Klaus Schwab et sa “Grande Réinitialisation” posent la question qui dérange : faut-il gérer l’humanité comme une ressource, la contenir, la réguler ? Dès les années 50, Eugène Staley anticipait dans War and the Private Sector un monde où les conflits et la gestion des populations seraient sous contrôle d’intérêts privés. Ce scénario n’a plus rien d’utopique. Comment en est-on arrivé là ? Par une dérive insidieuse. Fascinés par la technologie, nous avons troqué nos libertés contre une illusion de confort et d’ouverture. Le numérique nous a connectés, mais à quel prix ? Nous avons accepté d’être suivis, fichés, analysés, disséqués.

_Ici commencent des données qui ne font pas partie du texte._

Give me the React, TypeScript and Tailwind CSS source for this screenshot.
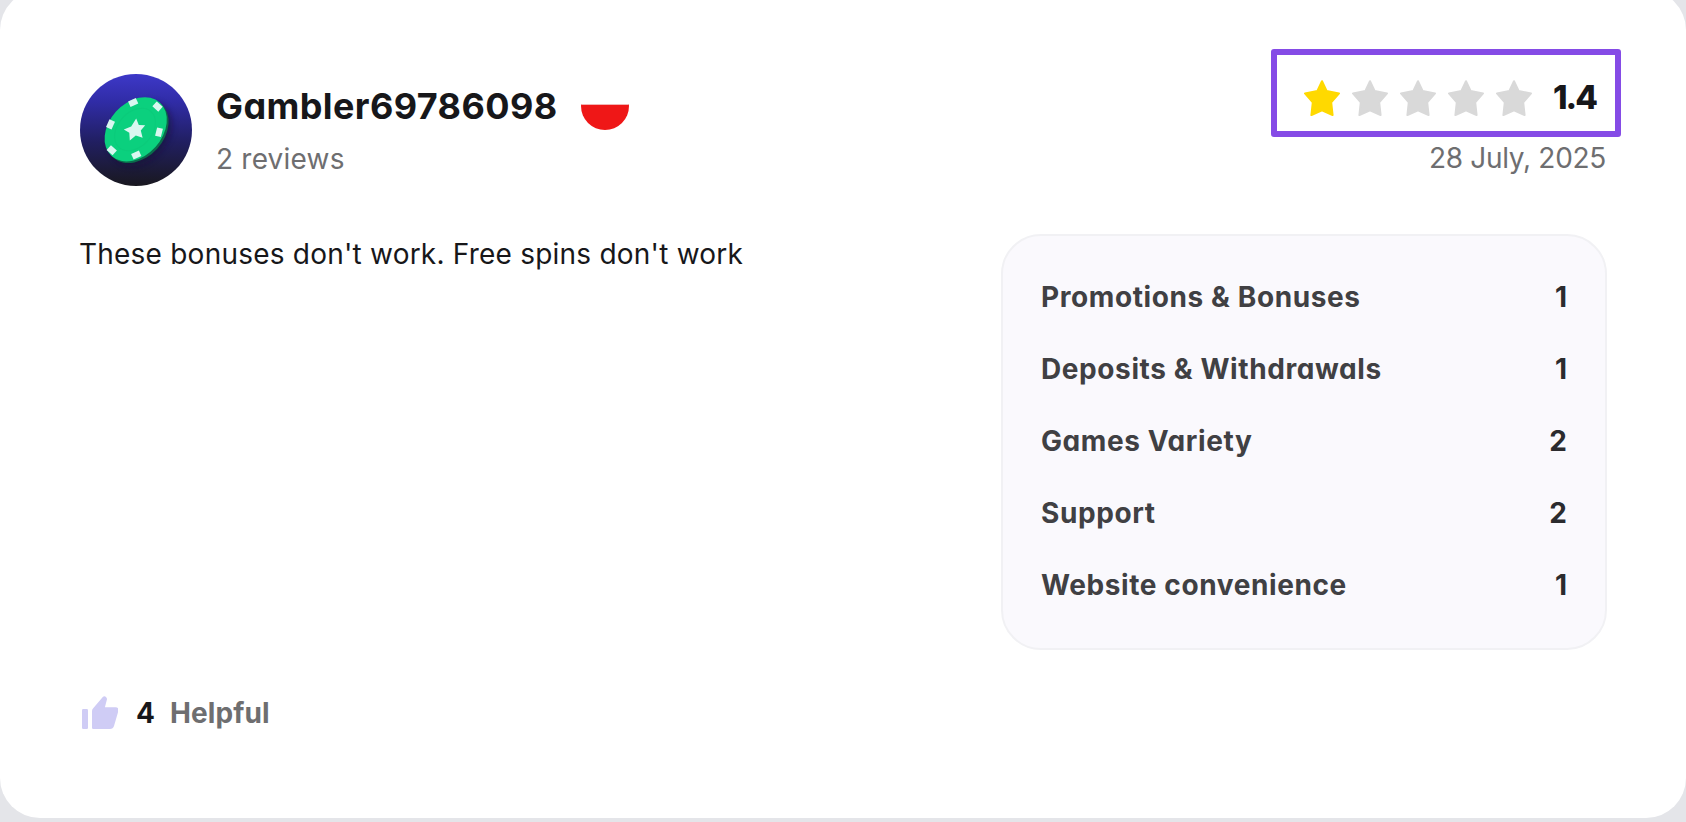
interface Score {
  label: string;
  value: number;
}

const SCORES: Score[] = [
  { label: 'Promotions & Bonuses', value: 1 },
  { label: 'Deposits & Withdrawals', value: 1 },
  { label: 'Games Variety', value: 2 },
  { label: 'Support', value: 2 },
  { label: 'Website convenience', value: 1 },
];

function Avatar() {
  return (
    <svg viewBox="0 0 112 112" className="size-28 shrink-0">
      <defs>
        <linearGradient id="avatarBg" x1="0" y1="0" x2="0" y2="1">
          <stop offset="0" stopColor="#3d38c8" />
          <stop offset="0.25" stopColor="#302ca6" />
          <stop offset="0.6" stopColor="#211f62" />
          <stop offset="1" stopColor="#19181f" />
        </linearGradient>
        <filter id="chipShadow" x="-30%" y="-30%" width="160%" height="160%">
          <feGaussianBlur stdDeviation="3" />
        </filter>
      </defs>
      <circle cx="56" cy="56" r="56" fill="url(#avatarBg)" />
      <ellipse cx="61" cy="60" rx="36" ry="26" transform="rotate(-48 61 60)" fill="#121038" opacity="0.55" filter="url(#chipShadow)" />
      <ellipse cx="57.5" cy="57" rx="36" ry="26.5" transform="rotate(-48 57.5 57)" fill="#0b6a4b" />
      <ellipse cx="55.7" cy="55.3" rx="36" ry="26.5" transform="rotate(-48 55.7 55.3)" fill="#0bd07e" />
      <ellipse cx="55" cy="55.5" rx="24" ry="17" transform="rotate(-48 55 55.5)" fill="none" stroke="#0bcb7b" strokeWidth="1" />
      <g fill="#d9f7f0">
        <rect x="49" y="25.5" width="8.5" height="6" transform="rotate(-24 53.3 28.7)" />
        <rect x="73.5" y="29.5" width="8" height="6.5" transform="rotate(42 77.7 32.7)" />
        <rect x="76" y="54" width="6" height="8.5" transform="rotate(14 79 58.3)" />
        <rect x="52" y="78" width="8.5" height="6" transform="rotate(-24 56.3 81)" />
        <rect x="27.7" y="73" width="8" height="6.5" transform="rotate(42 31.7 76.3)" />
        <rect x="27.5" y="46" width="6" height="8.5" transform="rotate(24 30.3 50.3)" />
      </g>
      <path
        d="M56.2 44.6L58.8 51L65.2 51.2L60.8 56.5L62.6 63.8L55.8 61.6L49.8 66.6L49.3 58.7L43.8 55.4L51.2 52.4Z"
        fill="#d9f7f0"
      />
    </svg>
  );
}

function Flag() {
  return (
    <div className="size-12 overflow-hidden rounded-full bg-white">
      <div className="mt-[22px] h-[26px] border-t border-[#f3b4b4] bg-[#ef1717]" />
    </div>
  );
}

function Star({ filled }: { filled: boolean }) {
  return (
    <svg viewBox="0 0 36 36" className={`size-9 ${filled ? 'text-[#ffd900]' : 'text-[#d9d9d9]'}`}>
      <path
        d="M18 1.2L22.6 11L35 13.4L27.2 22.4L28.6 35L18 30.3L7.4 35L8.8 22.4L1 13.4L13.4 11Z"
        fill="currentColor"
        stroke="currentColor"
        strokeWidth="2"
        strokeLinejoin="round"
      />
    </svg>
  );
}

function ThumbUp() {
  return (
    <svg viewBox="0 0 36 34" className="h-[34px] w-9 text-[#cfccf5]" fill="currentColor">
      <path d="M1.2 13H4.8Q6 13 6 14.2V31.8Q6 33 4.8 33H1.2Q0 33 0 31.8V14.2Q0 13 1.2 13Z" />
      <path d="M10 15Q10 13.4 11.2 12.3L20.8 1Q22.4 -0.5 24.2 1.2Q25.4 2.5 24.8 4L22.9 11.2H33.5Q37.4 11.6 36.2 15.6L32 30Q31.1 33 28 33H11.3Q10 33 10 31.7Z" />
    </svg>
  );
}

export default function App() {
  return (
    <div className="h-[822px] overflow-hidden bg-[#e4e5e9] font-['Inter',sans-serif] text-[28px] leading-10 text-[#17171a] [font-feature-settings:'cv11']">
      <div className="-mt-2.5 h-[828px] rounded-[40px] bg-white px-20 pt-21">
        <header className="flex h-28 justify-between">
          <div className="flex gap-6">
            <Avatar />
            <div className="pt-2">
              <div className="flex h-12 items-center">
                <h2 className="w-[365px] text-[36px] font-bold tracking-[0.4px]">Gambler69786098</h2>
                <Flag />
              </div>
              <p className="mt-[9px] tracking-[0.2px] text-[#6e6e70]">2 reviews</p>
            </div>
          </div>

          <div className="flex flex-col items-end">
            <div className="relative mr-[9px] flex h-12 items-center">
              {/* highlight frame around the rating */}
              <div className="absolute -top-[25px] -right-6 h-[88px] w-[350px] rounded-[3px] border-6 border-[#854be6]" />
              <div className="flex gap-3">
                {[1, 2, 3, 4, 5].map((n) => (
                  <Star key={n} filled={n <= 1} />
                ))}
              </div>
              <span className="-mt-0.5 ml-[21px] w-11 text-[33px] font-extrabold tracking-[-2px]">1.4</span>
            </div>
            <p className="mt-4 tracking-[-0.3px] text-[#6e6e70]">28 July, 2025</p>
          </div>
        </header>

        <div className="mt-12 flex items-start justify-between">
          <p className="-ml-px tracking-[0.22px]">These bonuses don't work. Free spins don't work</p>
          <div className="-mr-px flex h-[416px] w-[606px] flex-col gap-8 rounded-[40px] border-2 border-[#f1f1f4] bg-[#faf9fd] px-[38px] pt-[41px]">
            {SCORES.map((s) => (
              <div key={s.label} className="flex justify-between font-bold">
                <span className="tracking-[0.6px] text-[#404043]">{s.label}</span>
                <span className="text-[#2b2b2e]">{s.value}</span>
              </div>
            ))}
          </div>
        </div>

        <footer className="mt-[43px] flex items-center pl-0.5 font-bold">
          <ThumbUp />
          <span className="ml-[18px] w-[34px]">4</span>
          <span className="tracking-[0.1px] text-[#6e6e70]">Helpful</span>
        </footer>
      </div>
    </div>
  );
}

Alors, que faire ? La résignation n’est pas une option. Il faut renverser la dynamique. Pourquoi ne pas exiger des géants du numérique une redevance pour notre attention ? Construire des alternatives souveraines, des réseaux indépendants, des monnaies hors du circuit bancaire centralisé ?
Une société sous surveillance n’est pas une société avancée, c’est une société malade. Tant que nous resterons de simples variables d’un algorithme global, nous ne serons plus des citoyens, mais des marchandises. On nous vend la surveillance comme un progrès, une sécurité. Mais si l’on met cette promesse sur une balance, que trouve-t-on de l’autre côté ? Une perte de libertés, une autocensure rampante, un conformisme forcé, une oppression économique et politique. Une humanité qui marche à pas feutrés, de peur d’être jugée, fichée, sanctionnée.
Le calcul est truqué. Nous avons troqué une illusion de sécurité contre une réalité d’oppression. Et cette sécurité ? Une chimère.Aucun algorithme, aucune surveillance n’a jamais empêché le chaos, l’injustice ou la violence.
Alors, que choisissons-nous ? Laisser la balance pencher définitivement en faveur d’un monde sous contrôle total, ou reprendre en main notre propre poids, notre propre valeur, et renverser cet équilibre faussé ? La paranoïa n’est pas une fatalité. Mais il faut cesser d’être complices de notre propre enfermement.
Slim Othmani
Mars 2025
Peut être que l’alternative viendra de résistants numériques, peut être les crypto monnaies?